Weider Principles - Bodybuilding Exercise

Weider Principles - Bodybuilding Exercise

1) Isolation Training Principle - All muscles act as stabilizer, synergist, antagonist or protagonist. By making any given muscle the prime mover in any given exercise, you "isolate" it as much as possible, and therefore the stress applied to it.

2) Quality Training Principle - Gradually reduce the rest between sets while still maintaining or increasing the number of reps performed.

3) Cheating Training Principle - Use momentum with a slight swing to move the weight past the sticking point at the end of a set to add further muscular stress.

4) Continuous Tension Training Principle - Maintain slow, continuous tension on muscles to maximize red-fiber involvement. Concentrate on using super strict form for each bodybuilding exercise and training at a deliberate speed. Perform each movement slowly to maintain constant high tension throughout the entire range of motion. Never swing the weight or cheat in any way. Continuous tension training principle is so effective and demanding, you may have to drop your usual poundages slightly to complete all your sets and reps. Don't forget to do a general body warm-up and a couple of light sets before you attack your muscle group.

5) Forced Reps Training Principle - Have a partner assist you with reps at the end of a set so you can train past muscular failure.

6) Flushing Training Principle - Do 3-4 exercises for a body part to force maximum blood into the tissue before moving to another body part.

7) Burns Training Principle - Do short, 2-3 inch rapid movements at the end of a set.

8) Partial Reps Training Principle - Do partial range movements with varying weight through targeted sections of the range of motion to derive maximum overload stress for that body part. This lets you put more stress on areas that usually don't get stressed enough because of leverage advantages in the full range of motion. This also includes working a muscle over a very short range of motion after you reach muscle failure when doing full-range reps.

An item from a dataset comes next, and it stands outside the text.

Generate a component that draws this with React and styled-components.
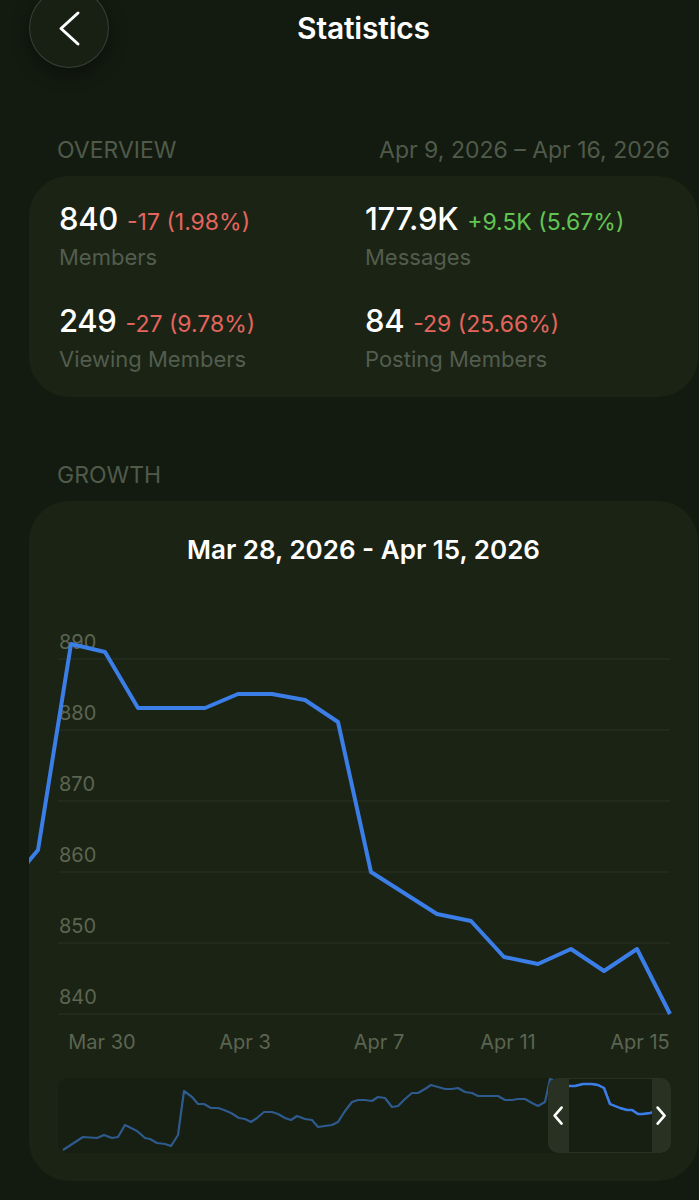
import React from 'react'
import styled, { createGlobalStyle } from 'styled-components'

const GlobalStyle = createGlobalStyle`
  html, body {
    margin: 0;
    padding: 0;
    background: #131a0f;
    overflow: hidden;
  }
  body {
    font-family: Inter, "Noto Sans", sans-serif;
    color: #ffffff;
    -webkit-font-smoothing: antialiased;
  }
`

const Page = styled.div`
  width: 727px;
  min-height: 1200px;
  padding: 0 29px;
  box-sizing: border-box;
  background: #131a0f;
`

const Header = styled.header`
  height: 56px;
  display: grid;
  grid-template-columns: 1fr auto 1fr;
  grid-template-rows: 56px;
  align-items: center;
`

const BackSlot = styled.div`
  height: 56px;
`

const BackButton = styled.button`
  width: 80px;
  height: 80px;
  margin-top: -12px;
  border-radius: 50%;
  border: 1.5px solid rgba(255, 255, 255, 0.14);
  background: #182014;
  box-shadow: 0 6px 18px rgba(0, 0, 0, 0.35);
  display: flex;
  align-items: center;
  justify-content: center;
  padding: 0;
  svg {
    display: block;
  }
`

const Title = styled.h1`
  margin: 0;
  font-size: 30px;
  line-height: 36px;
  font-weight: 600;
  letter-spacing: -0.2px;
  color: #ffffff;
`

const SectionHead = styled.div`
  display: flex;
  justify-content: space-between;
  align-items: center;
  height: 28px;
  padding: 0 28px;
  margin: ${({ $top }) => $top}px 0 12px;
  font-size: 23px;
  line-height: 28px;
  color: #4f5a4b;
`

const SectionLabel = styled.span`
  text-transform: uppercase;
`

const Card = styled.section`
  background: #1b2315;
  border-radius: 40px;
  box-sizing: border-box;
`

const OverviewGrid = styled(Card)`
  height: 221px;
  padding: 25px 30px 24px;
  display: grid;
  grid-template-columns: 306px 1fr;
  row-gap: 32px;
`

const Stat = styled.div`
  display: flex;
  flex-direction: column;
  gap: 6px;
`

const StatLine = styled.div`
  display: flex;
  align-items: baseline;
  gap: 9px;
  white-space: nowrap;
`

const StatValue = styled.span`
  font-size: 31px;
  line-height: 36px;
  font-weight: 500;
  letter-spacing: -0.3px;
  color: #ffffff;
`

const StatDelta = styled.span`
  font-size: 23px;
  line-height: 28px;
  color: ${({ $up }) => ($up ? '#62c553' : '#e4655d')};
`

const StatLabel = styled.span`
  font-size: 22px;
  line-height: 28px;
  color: #525d4e;
`

const GrowthCard = styled(Card)`
  height: 680px;
  padding: 34px 0 28px;
  display: flex;
  flex-direction: column;
  overflow: hidden;
`

const RangeTitle = styled.h2`
  margin: 0;
  text-align: center;
  font-size: 26px;
  line-height: 30px;
  font-weight: 600;
  color: #ffffff;
`

const ChartSvg = styled.svg`
  display: block;
  margin-top: 56px;
  flex-shrink: 0;
  text {
    font-family: Inter, "Noto Sans", sans-serif;
    font-size: 20px;
    fill: #5b6551;
  }
`

const Minimap = styled.div`
  position: relative;
  margin: 17px 27px 0 29px;
  height: 75px;
  border-radius: 9px;
  background: #171e12;
  svg {
    display: block;
  }
`

const Window = styled.div`
  position: absolute;
  top: 0;
  bottom: 0;
  right: 0;
  width: 123px;
  display: flex;
  border-radius: 10px;
  overflow: hidden;
`

const Handle = styled.div`
  width: ${({ $w }) => $w}px;
  background: #283122;
  display: flex;
  align-items: center;
  justify-content: center;
`

const WindowInner = styled.div`
  flex: 1;
  border-top: 1.5px solid #283122;
  border-bottom: 1.5px solid #283122;
`

const mainPoints = [
  [-24, 269], [9, 229], [42, 23], [76, 31], [109, 87], [143, 87], [176, 87],
  [209, 73], [243, 73], [276, 79], [309, 101], [342, 251], [375, 272],
  [408, 293], [442, 300], [475, 336], [509, 343], [542, 328], [575, 350],
  [608, 328], [641, 393],
]

const gridYs = [38, 109, 180, 251, 322, 393]
const yLabels = ['890', '880', '870', '860', '850', '840']
const xLabels = [
  ['Mar 30', 73],
  ['Apr 3', 216],
  ['Apr 7', 350],
  ['Apr 11', 479],
  ['Apr 15', 611],
]

const miniPoints = [
  [5, 72], [25, 59], [39, 60], [46, 57], [54, 60], [60, 59], [67, 47], [79, 53],
  [87, 60], [92, 61], [99, 65], [107, 66], [113, 68], [120, 57], [126, 13],
  [134, 19], [140, 26], [146, 26], [153, 30], [160, 30], [166, 32], [173, 35],
  [181, 40], [187, 41], [193, 44], [199, 40], [206, 34], [214, 34], [220, 36],
  [227, 40], [233, 42], [239, 38], [247, 41], [254, 42], [260, 49], [267, 48],
  [274, 47], [280, 44], [287, 33], [294, 24], [300, 22], [307, 22], [314, 23],
  [320, 19], [327, 20], [334, 29], [340, 28], [347, 21], [354, 15], [360, 15],
  [367, 11], [373, 7], [380, 9], [387, 11], [394, 11], [400, 10], [407, 14],
  [414, 15], [420, 18], [427, 18], [434, 18], [440, 18], [447, 22], [454, 22],
  [460, 21], [467, 21], [474, 25], [480, 28], [487, 24], [492, 1], [498, 3],
  [504, 7], [510, 8], [517, 8], [525, 6], [534, 6], [540, 7], [546, 10],
  [552, 26], [562, 30], [569, 32], [574, 32], [580, 36], [585, 36], [592, 35],
  [599, 33], [605, 41], [612, 44],
]

const toPath = (pts) => pts.map(([x, y], i) => `${i ? 'L' : 'M'}${x} ${y}`).join(' ')

const Chevron = ({ dir = 'left', w = 17, h = 31, stroke = 3 }) => (
  <svg width={w + stroke * 2} height={h + stroke * 2} viewBox={`0 0 ${w + stroke * 2} ${h + stroke * 2}`}>
    <path
      d={dir === 'left'
        ? `M${w + stroke} ${stroke} L${stroke} ${h / 2 + stroke} L${w + stroke} ${h + stroke}`
        : `M${stroke} ${stroke} L${w + stroke} ${h / 2 + stroke} L${stroke} ${h + stroke}`}
      fill="none"
      stroke="#ffffff"
      strokeWidth={stroke}
      strokeLinecap="round"
      strokeLinejoin="round"
    />
  </svg>
)

const StatItem = ({ value, delta, up, label }) => (
  <Stat>
    <StatLine>
      <StatValue>{value}</StatValue>
      <StatDelta $up={up}>{delta}</StatDelta>
    </StatLine>
    <StatLabel>{label}</StatLabel>
  </Stat>
)

const GrowthChart = () => (
  <ChartSvg width="669" height="440" viewBox="0 0 669 440">
    {gridYs.map((y, i) => (
      <g key={y}>
        <line x1="29" x2="641" y1={y} y2={y} stroke="#2b3326" strokeWidth="1.2" />
        <text x="30" y={y - 10}>{yLabels[i]}</text>
      </g>
    ))}
    {xLabels.map(([t, x]) => (
      <text key={t} x={x} y="428" textAnchor="middle">{t}</text>
    ))}
    <path d={toPath(mainPoints)} fill="none" stroke="#3b7ee8" strokeWidth="4" strokeLinejoin="round" />
  </ChartSvg>
)

const MiniChart = () => (
  <Minimap>
    <svg width="613" height="75" viewBox="0 0 613 75">
      <defs>
        <clipPath id="win">
          <rect x="511" y="0" width="83" height="75" />
        </clipPath>
      </defs>
      <path d={toPath(miniPoints)} fill="none" stroke="#2e5a8e" strokeWidth="2.2" strokeLinejoin="round" />
      <path d={toPath(miniPoints)} clipPath="url(#win)" fill="none" stroke="#3b7ee8" strokeWidth="2.4" strokeLinejoin="round" />
    </svg>
    <Window>
      <Handle $w={21}><Chevron dir="left" w={7} h={16} stroke={2.6} /></Handle>
      <WindowInner />
      <Handle $w={19}><Chevron dir="right" w={7} h={16} stroke={2.6} /></Handle>
    </Window>
  </Minimap>
)

export default function App() {
  return (
    <Page>
      <GlobalStyle />
      <Header>
        <BackSlot>
          <BackButton aria-label="Back">
            <Chevron dir="left" />
          </BackButton>
        </BackSlot>
        <Title>Statistics</Title>
        <div />
      </Header>

      <SectionHead $top={80}>
        <SectionLabel>Overview</SectionLabel>
        <span>Apr 9, 2026 – Apr 16, 2026</span>
      </SectionHead>
      <OverviewGrid>
        <StatItem value="840" delta="-17 (1.98%)" label="Members" />
        <StatItem value="177.9K" delta="+9.5K (5.67%)" up label="Messages" />
        <StatItem value="249" delta="-27 (9.78%)" label="Viewing Members" />
        <StatItem value="84" delta="-29 (25.66%)" label="Posting Members" />
      </OverviewGrid>

      <SectionHead $top={64}>
        <SectionLabel>Growth</SectionLabel>
      </SectionHead>
      <GrowthCard>
        <RangeTitle>Mar 28, 2026 - Apr 15, 2026</RangeTitle>
        <GrowthChart />
        <MiniChart />
      </GrowthCard>
    </Page>
  )
}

9) Reverse Gravity Training Principle - "Negative", or eccentric training, make it possible to get more muscle cells to respond because you can lower about 30-40% more weight than you can successfully lift concentrically.

10) Peak Contraction Training Principle - Hold the weight at maximum contraction for a few seconds at the completion of a movement.

11) Speed Training Principle - The Weider speed principle advocates that you couple explosive movements with heavy weights. Choose a weight with which you can perform only six repetitions. Be careful not to sacrifice form, and concentrate on moving the weight up quickly. Do your six reps and then rest only as long as it takes for your partner to finish his or her set before you move to the next set or exercise. Speed training principle focuses on fast twitch muscles, which are more responsive to heavy, explosive training. This is an excellent variation for developing strength and size and for busting past training plateaus.

12) Iso Tension Training Principle - This is great practice for posing. Tense each muscle maximally for 6-10 seconds. Do up to a total of 30-45 flexes in a variety of posing positions.

13) Instinctive Training Principle - Experiment and pay attention to results so you can develop an instinctive ability to construct diets, routines, cycles, intensity levels, reps and sets that work best for you.